O fato é que a receita adotada pela Argentina na construção de uma economia sadia, apta a dar melhores condições de vida à população, parece não estar dando certo. Com inflação superior a cem por cento ao ano e sensação crescente de insegurança devido ao aumento da criminalidade, os argentinos demonstram estar dispostos a dar uma chance ao novo, mesmo que não tenham qualquer indicação se a novidade será melhor ou pior que a situação atual. Essa é a questão, já conhecida em outros locais e momentos históricos: o desespero causado por péssimas condições de vida cria terreno propício para que vicejem discursos revolucionários que, em certa medida, conferem alguma esperança de melhora – mesmo que tal esperança seja transformada em vã ilusão em futuro não muito distante. A única certeza aparente é que a população vizinha ao Brasil quer “que se vayan todos”, como costumam gritar em manifestações.

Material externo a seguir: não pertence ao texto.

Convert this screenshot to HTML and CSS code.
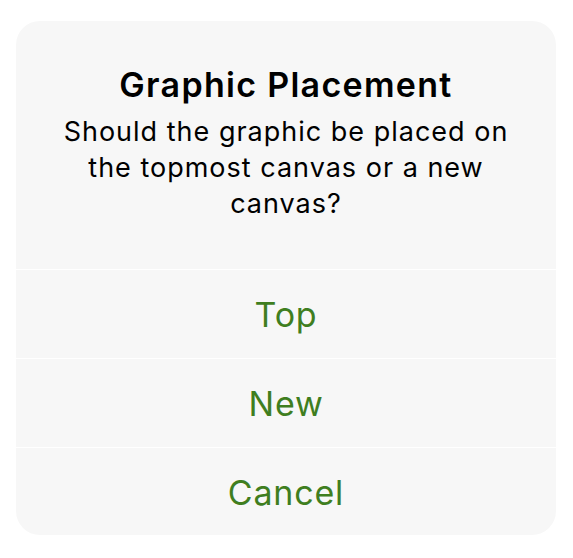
FILE: index.html
```html
<!DOCTYPE html>
<html lang="en">

<head>
  <title>Graphic Placement</title>
  <meta charset="UTF-8">
  <meta name="viewport" content="width=device-width, initial-scale=1">
  <link rel="stylesheet" href="styles.css">
</head>

<body>

  <div class="alert">
    <div class="alert-header">
      <h2>Graphic Placement</h2>
      <p>Should the graphic be placed on the topmost canvas or a new canvas?</p>
    </div>

    <div class="alert-actions">
      <button>Top</button>
      <button>New</button>
      <button>Cancel</button>
    </div>
  </div>

</body>

</html>
```

FILE: styles.css
```css
body {
  font-family: Inter, "Noto Sans", sans-serif;
  background: #FFFFFF;
  margin: 0;
}

.alert {
  width: 540px;
  height: 514px;
  margin: 21px 0 0 16px;
  background: #F7F7F7;
  border-radius: 24px;
  overflow: hidden;
  display: flex;
  flex-direction: column;
}

.alert-header {
  padding: 43px 40px 47px;
  text-align: center;
}

.alert-header h2 {
  margin: 0;
  font-size: 34px;
  line-height: 41px;
  font-weight: 600;
  letter-spacing: 1.3px;
  color: #000000;
}

.alert-header p {
  margin: 9px 0 0;
  font-size: 27px;
  line-height: 36px;
  letter-spacing: 1px;
  color: #000000;
}

.alert-actions {
  display: flex;
  flex-direction: column;
}

.alert-actions button {
  height: 89px;
  border: none;
  border-top: 1px solid #FFFFFF;
  background: transparent;
  font-family: inherit;
  font-size: 34px;
  letter-spacing: 0.8px;
  color: #3F7E1F;
  padding: 0;
  cursor: pointer;
}
```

O primeiro turno ocorrerá em 22 de outubro e ainda há muita movimentação política até lá. O candidato e Ministro da Economia, Sergio Massa, publicou, há alguns dias, um pacote econômico para tentar diminuir a aflição da população vulnerável e não se sabe qual efeito isso irá produzir na população. O fato de a legislação da Argentina não exigir o afastamento do candidato do cargo que ocupa no governo é ponto que leva a refletir sobre a qualidade das instituições do mencionado país, pois permite o uso da máquina estatal para a prática de atos que podem influenciar o pleito (como a edição de um pacote econômico), mas também cria uma dificuldade ao candidato: como prometer resolver a situação econômica se, uma vez no cargo ministerial, não se desincumbiu do ônus de cumprir tal tarefa? Patricia Bullrich, por sua vez, representa uma alternativa ao peronismo/kirchnerismo, mas está ligada à política tradicional, aspecto que parece, em um primeiro momento, ser considerado negativo pela população exausta das mesmas soluções historicamente apresentadas. Um ponto, porém, deve ser destacado: a candidata venceu os rivais do movimento ‘Juntos pela mudança’ nas primárias apresentando um discurso mais duro em termos de combate à criminalidade, o que significa que, entre os moderados da oposição, ela posiciona-se mais à direita que ao centro no espectro político, sinalizando a busca por algo longe daquilo que esteja mais próximo do centro.
Milei, de características libertárias, propõe supostas soluções às dificuldades enfrentadas pela Argentina que apontam para a revolução (ruptura abrupta) e não para a reforma (mudança gradual), destacando-se a dolarização da economia, o fim do Banco Central e a saída do Mercosul, entre outras situações. No que tange à questão da dolarização, os economistas parecem considerar tal medida pouco factível no momento, dada a falta de dólares no país. Além disso, medidas que provocam alterações muito rápidas no status quo podem causar fuga de investidores, por temor causado por eventual insegurança jurídica. De qualquer modo, este receio não parece fazer parte do horizonte de boa parte da sociedade argentina. A lição fica, mais uma vez, exposta para o Brasil e para qualquer outro país: de nada adianta criticar o surgimento de figura populista no campo política, pois tal agente é, em regra, a consequência de um ambiente deteriorado socioeconomicamente, não sua causa.
Cabe à sociedade, assim, evitar a degeneração dos campos social e econômico de forma a diminuir a possibilidade do surgimento de figuras populistas à esquerda e à direita no espectro político. Inúmeros exemplos históricos demonstram o risco que figuras revolucionárias representam para a existência de um ambiente saudável em vários sentidos para a sociedade. A mudança gradual das instituições, embora mais trabalhosa, tem produzido resultados mais consistentes em vários lugares do mundo. É sedutora a possibilidade de soluções fáceis para problemas difíceis, mas a realidade é teimosa e tende a não se curvar a palavras doces que não se comprovem factíveis. O populismo historicamente eleito na Argentina destruiu a economia e desestruturou a sociedade. Será o novo populismo a solução?